COVID-19 Spike Blamed on Movement
23 JAN, 2021 - 00:01
The Chinese Embassy in Zimbabwe yesterday donated 160 000 medical masks, 90 000 N95 masks, 3 300 protective suits, 3 300 shoe covers and 100 infrared thermometers to the Government. The donation, which took place at the Chinese Embassy in Harare, was received by the Deputy Minister of Health and Child Care Dr John Mangwiro
Joseph Madzimure Senior Reporter
THE surge in Covid-19 infections was caused by the movement of people who travelled into and throughout the country during the festive season, a senior Government official has said.
Health and Child Care Deputy Minister Dr John Mangwiro also cited complacency and negligence on part of the public, as a major cause of the spike in cases and deaths.
This comes as 45 more people died of Covid-19 yesterday, while 476 new cases recorded.
He challenged Zimbabweans to be extra cautious and to adhere to World Health Organisation (WHO) regulations when conducting daily business.
Dr Mangwiro further warned those with underlying conditions to be extra cautious and avoid unnecessary movements.

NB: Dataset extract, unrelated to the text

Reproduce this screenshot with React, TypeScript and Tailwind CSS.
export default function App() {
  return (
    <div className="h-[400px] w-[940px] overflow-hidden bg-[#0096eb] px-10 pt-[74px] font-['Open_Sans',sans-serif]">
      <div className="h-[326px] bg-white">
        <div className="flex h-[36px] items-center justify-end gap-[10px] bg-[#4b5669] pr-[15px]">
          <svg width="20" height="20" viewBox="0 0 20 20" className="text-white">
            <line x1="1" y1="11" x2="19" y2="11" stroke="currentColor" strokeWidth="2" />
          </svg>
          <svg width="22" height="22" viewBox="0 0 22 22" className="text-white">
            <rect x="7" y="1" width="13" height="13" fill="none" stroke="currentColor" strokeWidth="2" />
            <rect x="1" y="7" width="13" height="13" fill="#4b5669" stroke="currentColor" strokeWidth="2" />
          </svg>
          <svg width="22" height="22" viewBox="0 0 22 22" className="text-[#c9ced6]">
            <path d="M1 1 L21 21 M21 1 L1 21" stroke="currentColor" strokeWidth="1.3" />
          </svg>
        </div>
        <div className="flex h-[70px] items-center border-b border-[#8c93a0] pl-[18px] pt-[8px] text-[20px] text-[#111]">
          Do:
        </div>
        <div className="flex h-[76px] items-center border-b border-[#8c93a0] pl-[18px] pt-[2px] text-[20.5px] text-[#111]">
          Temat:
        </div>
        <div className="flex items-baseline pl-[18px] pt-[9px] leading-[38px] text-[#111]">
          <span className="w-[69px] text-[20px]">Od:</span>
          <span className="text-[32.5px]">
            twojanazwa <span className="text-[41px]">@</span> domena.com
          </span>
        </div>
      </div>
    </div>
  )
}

“Provinces are now getting a high number of positive cases. Over the Christmas period, we had a surge in people who travelled from Botswana, South Africa and other countries and people were going to their different rural areas. We all know as Zimbabweans that our bases are in rural areas. There was a lot of travel and movement which continues up to this day,” said Dr Mangwiro.
“The epicentres which we used to have are no longer safe. Every part of the country is getting high figures which means we should take more precautions.”

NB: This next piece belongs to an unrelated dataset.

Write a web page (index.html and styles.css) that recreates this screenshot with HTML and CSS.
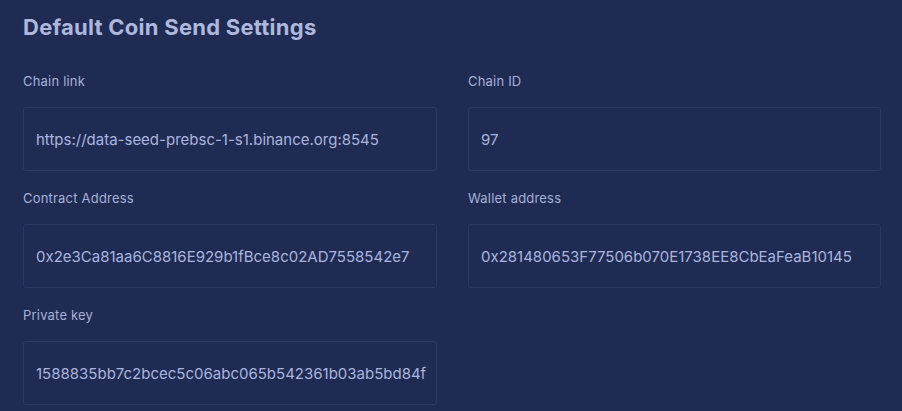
FILE: index.html
```html
<!DOCTYPE html>
<html>
<head>
<meta charset="utf-8">
<link rel="stylesheet" href="styles.css">
</head>
<body>
<div class="page">
  <h1 class="title">Default Coin Send Settings</h1>
  <div class="grid">
    <div class="field">
      <label class="label">Chain link</label>
      <div class="input">https://data-seed-prebsc-1-s1.binance.org:8545</div>
    </div>
    <div class="field">
      <label class="label">Chain ID</label>
      <div class="input">97</div>
    </div>
    <div class="field">
      <label class="label">Contract Address</label>
      <div class="input">0x2e3Ca81aa6C8816E929b1fBce8c02AD7558542e7</div>
    </div>
    <div class="field">
      <label class="label">Wallet address</label>
      <div class="input">0x281480653F77506b070E1738EE8CbEaFeaB10145</div>
    </div>
    <div class="field">
      <label class="label">Private key</label>
      <div class="input">1588835bb7c2bcec5c06abc065b542361b03ab5bd84f</div>
    </div>
  </div>
</div>
</body>
</html>
```
FILE: styles.css
```css
html, body {
  margin: 0;
  padding: 0;
  background: #202b54;
}
.page {
  padding: 11px 21px 0 23px;
  font-family: "Inter", "Open Sans", sans-serif;
}
.title {
  margin: 0;
  font-size: 22px;
  line-height: 32px;
  font-weight: 700;
  color: #aeb7dc;
  letter-spacing: 0.25px;
}
.grid {
  margin-top: 28px;
  display: grid;
  grid-template-columns: 414px 413px;
  column-gap: 31px;
  row-gap: 17px;
}
.field {
  display: flex;
  flex-direction: column;
}
.label {
  font-size: 13px;
  line-height: 20px;
  color: #a6b1d6;
  letter-spacing: 0.2px;
  margin-bottom: 16px;
}
.input {
  box-sizing: border-box;
  height: 64px;
  border: 1px solid #2b3862;
  border-radius: 3px;
  padding: 0 12px;
  display: flex;
  align-items: center;
  font-size: 15px;
  color: #a9b5df;
  white-space: nowrap;
  overflow: hidden;
}
```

He urged transporters who are ferrying the public to fumigate and sanitise their buses to avoid the spread of the pandemic.
“These buses must surely be cleaned every day with sanitisers so that they are safe for the next passengers. As Government, we are already spraying cities. We already have timetables to spray them regularly in food markets to make sure we remain safe,” said Dr Mangwiro.
He urged Zimbabweans to assist health workers in their respective areas.
“Let’s make sure that we help each other when the health workers are doing contact tracing. We must be open to them. When one is asked by the authorities to be tested, let’s comply.”
People were supposed to be cautious when dealing with people with underlying diseases such as diabetes, cancer, kidney ailments, heart problems and other chronic ailments who are at high risk of contracting and succumbing to Covid-19.
“The best way to prevent and slowdown Covid-19 transmission is to protect yourself and others from infection by observing WHO guidelines such as isolation, sanitising, maintaining social distance and masking.
“Remember people with underlying conditions are plenty. It’s our job to look after them and our job to make sure they are not in danger. One might also be on chemotherapy as a cancer patient, which can also damage their immunity. If Covid-19 gets into such a person, it’s treble trouble because the person’s immunity is already compromised,” he said,
“We recommend that people stay at home. The virus spreads faster in crowded places, in cars and anywhere you go. Let’s stick to the rules and regulations.”
He warned the public against attending funerals in large numbers, saying gatherings should not exceed 30 people.
Dr Mangwiro said even those with no underlying conditions were supposed to be careful.